All the work we’ve outlined so far has entailed immense collective effort and is ongoing, so we look forward to keeping you posted along the way. There are so many things happening that we’re both excited and nervous about. But this is the work we want to be doing. This is the work other organizations/institutions and oppressive forces have told us is impossible or takes too long. Don’t get it wrong, re-structuring the entire inner workings of a nonprofit is intense labour that’s emotionally and mentally exhausting, especially as racialized women and femmes committed to liberation. But it’s also rewarding, and very much necessary.
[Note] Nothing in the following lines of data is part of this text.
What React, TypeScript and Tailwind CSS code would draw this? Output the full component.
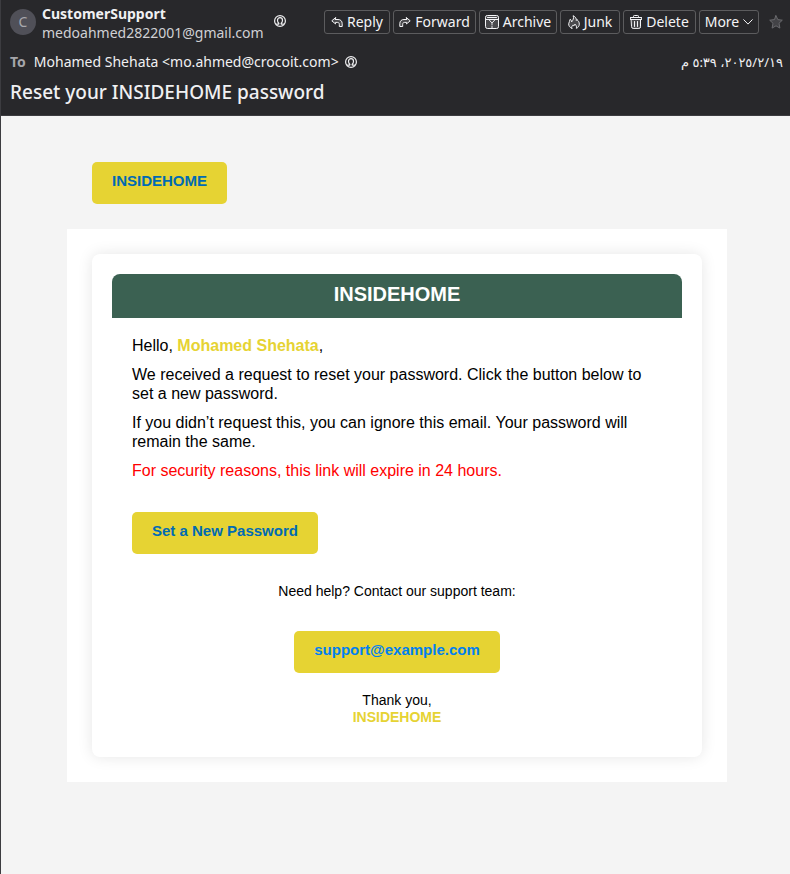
import type { ReactNode } from "react";

const stroke = {
  fill: "none",
  stroke: "currentColor",
  strokeLinecap: "round" as const,
  strokeLinejoin: "round" as const,
};

function ContactIcon() {
  return (
    <svg viewBox="0 0 12 12" className="size-3" {...stroke} strokeWidth="1.2" aria-hidden="true">
      <circle cx="6" cy="6" r="5.4" />
      <path d="M2.5 9.2h1.7c.6 0 .9-.5.6-1C4 7.5 3.5 6.6 3.5 5.2a2.5 2.5 0 0 1 5 0c0 1.4-.5 2.3-1.3 3-.3.5 0 1 .6 1h1.7" />
    </svg>
  );
}

function ReplyIcon({ flip = false }: { flip?: boolean }) {
  return (
    <svg viewBox="0 0 12 12" className={flip ? "size-3 -scale-x-100" : "size-3"} {...stroke} aria-hidden="true">
      <path fill="#4a4a4d" d="M4.5 1.7.8 4.8l3.7 3.1V6.4h1.8c1.4 0 2 .7 2 1.9v2.2h2.9V7.7c0-2.7-1.7-4.2-4.2-4.2H4.5z" />
    </svg>
  );
}

function ArchiveIcon() {
  return (
    <svg viewBox="0 0 14 14" className="size-3.5" {...stroke} aria-hidden="true">
      <path fill="#4a4a4d" d="M.5 4.5V2.3Q.5.5 2.3.5h9.4q1.8 0 1.8 1.8v9.4q0 1.8-1.8 1.8H2.3q-1.8 0-1.8-1.8z" />
      <path d="M.8 4.5h12.4M2.5 2.5h9M4 4.7l2.5 2.8M10 4.7 7.5 7.5M7 7.5v1M7 9.5v.5M7 11.5v1" />
    </svg>
  );
}

function JunkIcon() {
  return (
    <svg viewBox="0 0 12 14" className="h-3.5 w-3" {...stroke} aria-hidden="true">
      <path fill="#4a4a4d" d="M3.8 13.3C1.5 12.5.6 10.7.7 8.8.8 7 2 6.1 2.2 4.2 3.4 5 3.6 6 3.5 7 5.2 5.1 6 3.2 5.2.7 7.5 1.9 8.6 3.5 8.3 5.5L9 4.6c1.6 1.3 2.3 2.8 2.3 4.5 0 2.1-1.1 3.5-3 4.2.5-1.6 0-2.9-1.4-4.2-.1 1-.5 1.5-1.1 1.8l-.6-1c-1.2 1.1-1.8 2-1.4 3.4z" />
    </svg>
  );
}

function DeleteIcon() {
  return (
    <svg viewBox="0 0 12 14" className="h-3.5 w-3" {...stroke} aria-hidden="true">
      <path fill="#4a4a4d" d="M1.5 4.5h9v7.3q0 1.6-1.6 1.6H3.1q-1.6 0-1.6-1.6z" />
      <path d="M.6 2.5h10.8M.6 4.5h10.8M.6 2.5v2M11.4 2.5v2M3.5 2.5V1.3q0-.8.8-.8h3.4q.8 0 .8.8v1.2M4.5 6.5v5M7.5 6.5v5" />
    </svg>
  );
}

function ChevronIcon() {
  return (
    <svg viewBox="0 0 10 6" className="h-1.5 w-2.5" {...stroke} aria-hidden="true">
      <path d="m.7.7 4.3 4.4L9.3.7" />
    </svg>
  );
}

function StarIcon() {
  return (
    <svg viewBox="0 0 14 14" className="size-3.5" {...stroke} aria-hidden="true">
      <path fill="#434347" d="M7 .7 8.8 4.6l4.5.6L10 8.3l.9 4.8L7 10.8l-3.9 2.3.9-4.8L.7 5.2l4.5-.6z" />
    </svg>
  );
}

function ToolButton({ width, children }: { width: string; children: ReactNode }) {
  return (
    <button
      type="button"
      className={`flex h-6 items-center justify-center gap-1 rounded-[3px] border border-[#5c5c5e] text-sm whitespace-nowrap text-[#f4f4f6] ${width}`}
    >
      {children}
    </button>
  );
}

function MessageHeader() {
  return (
    <header className="border-b border-[#3c3c40] bg-[#28282b] pt-1 pr-[7px] pb-2.5 pl-[9px] font-['Noto_Sans','DejaVu_Sans',sans-serif] text-sm text-[#f0f0f2]">
      <div className="flex items-start">
        <div className="mt-[5px] flex size-[26px] shrink-0 items-center justify-center rounded-full bg-[#505058] text-[#a8a8ae]">
          C
        </div>
        <div className="ml-1.5 leading-[19px]">
          <div className="font-bold">CustomerSupport</div>
          <div className="text-[#d0d0d4]">medoahmed2822001@gmail.com</div>
        </div>
        <div className="mt-[11px] ml-2.5">
          <ContactIcon />
        </div>
        <div className="mt-1.5 ml-auto flex gap-[3px]">
          <ToolButton width="w-[66px]"><ReplyIcon />Reply</ToolButton>
          <ToolButton width="w-[83px]"><ReplyIcon flip />Forward</ToolButton>
          <ToolButton width="w-[78px]"><ArchiveIcon />Archive</ToolButton>
          <ToolButton width="w-[60px]"><JunkIcon />Junk</ToolButton>
          <ToolButton width="w-[73px]"><DeleteIcon />Delete</ToolButton>
          <ToolButton width="w-[60px]">More<ChevronIcon /></ToolButton>
        </div>
        <button type="button" aria-label="Star" className="mt-[11px] ml-2.5 text-[#6a6a6e]">
          <StarIcon />
        </button>
      </div>
      <div className="mt-2.5 flex items-center leading-5">
        <span className="mr-2 font-bold text-[#a5a5aa]">To</span>
        <span className="mr-1.5">Mohamed Shehata &lt;mo.ahmed@crocoit.com&gt;</span>
        <ContactIcon />
        <time dir="rtl" className="ml-auto text-[13px]">١٩‏/٢‏/٢٠٢٥، ٥:٣٩ م</time>
      </div>
      <h1 className="mt-2 text-[19px] leading-[25px] font-medium">Reset your INSIDEHOME password</h1>
    </header>
  );
}

function EmailLink({ href, color, children }: { href: string; color: string; children: ReactNode }) {
  return (
    <a
      href={href}
      className={`inline-block rounded-[5px] bg-[#e6d333] px-5 pt-2.5 pb-[15px] align-top text-[15px] leading-[17px] font-bold ${color}`}
    >
      {children}
    </a>
  );
}

export default function App() {
  return (
    <div className="flex min-h-screen flex-col border-l border-[#3c3c40] bg-[#f4f4f4]">
      <MessageHeader />
      <main className="flex-1 pt-[46px] pb-12 pl-[3px] font-['Liberation_Sans',Arial,sans-serif] text-base leading-[19px] text-black">
        <div className="mx-auto max-w-[660px]">
          <div className="mb-[25px] px-[25px]">
            <EmailLink href="#home" color="text-[#006bb3]">INSIDEHOME</EmailLink>
          </div>
          <div className="bg-white p-[25px]">
            <article className="rounded-lg bg-white p-5 shadow-[0_0_15px_rgba(0,0,0,0.1)]">
              <h2 className="rounded-t-lg bg-[#3b6152] pt-2 pb-3 text-center text-xl leading-6 font-bold text-white">
                INSIDEHOME
              </h2>
              <div className="px-5 pt-[18px]">
                <div className="space-y-2.5">
                  <p>Hello, <strong className="text-[#e6d333]">Mohamed Shehata</strong>,</p>
                  <p>We received a request to reset your password. Click the button below to set a new password.</p>
                  <p>If you didn’t request this, you can ignore this email. Your password will remain the same.</p>
                  <p className="text-[#ff0000]">For security reasons, this link will expire in 24 hours.</p>
                </div>
                <div className="mt-8">
                  <EmailLink href="#reset" color="text-[#006bb3]">Set a New Password</EmailLink>
                </div>
              </div>
              <footer className="mt-[29px] pb-[11px] text-center text-sm leading-[17px]">
                <p>Need help? Contact our support team:</p>
                <div className="mt-[31px] mb-[19px]">
                  <EmailLink href="mailto:support@example.com" color="text-[#0080f0]">support@example.com</EmailLink>
                </div>
                <p>Thank you,<br /><strong className="text-[#e6d333]">INSIDEHOME</strong></p>
              </footer>
            </article>
          </div>
        </div>
      </main>
    </div>
  );
}
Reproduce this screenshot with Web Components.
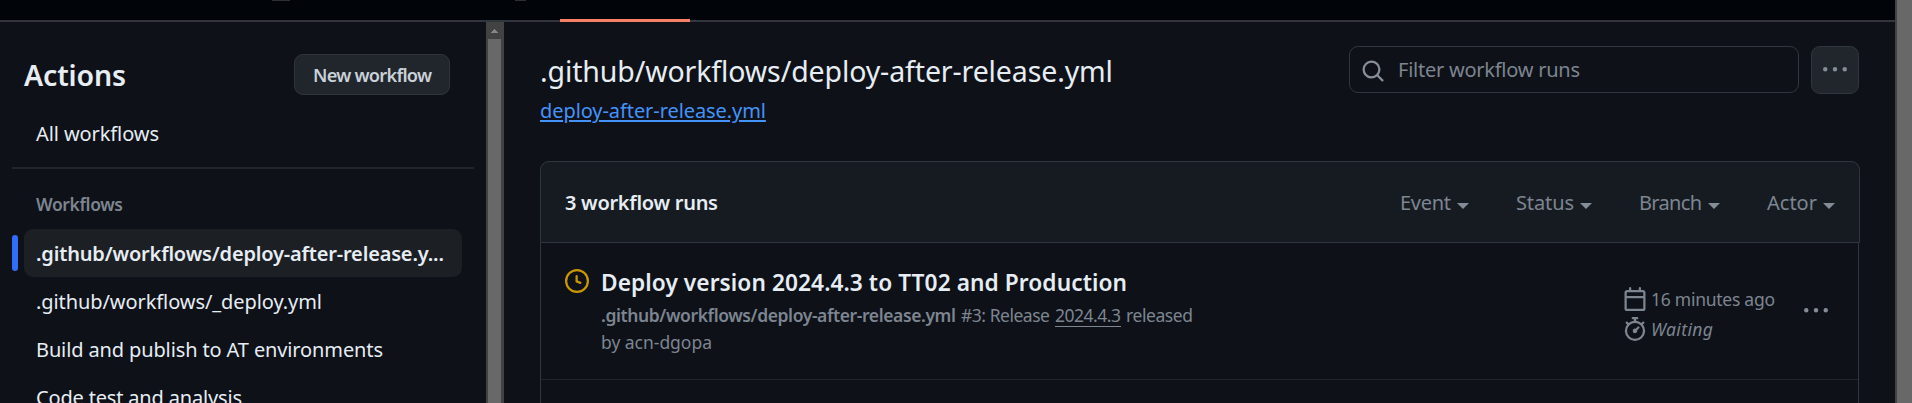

As multiply-marginalized youth, we should all have places to work that are safe, that value us, and that are trying to break free from institutional bullshit. We’re bringing this transformation to fruition by making our priorities clear as well as treating community demands for justice with the urgent care and tangible solidarity required. If we fail doing this work in the face of many systemic barriers we’re constantly having to navigate, at least we can say we tried with integrity and truly know that we did not stay complacent within the nonprofit industrial complex we operate under.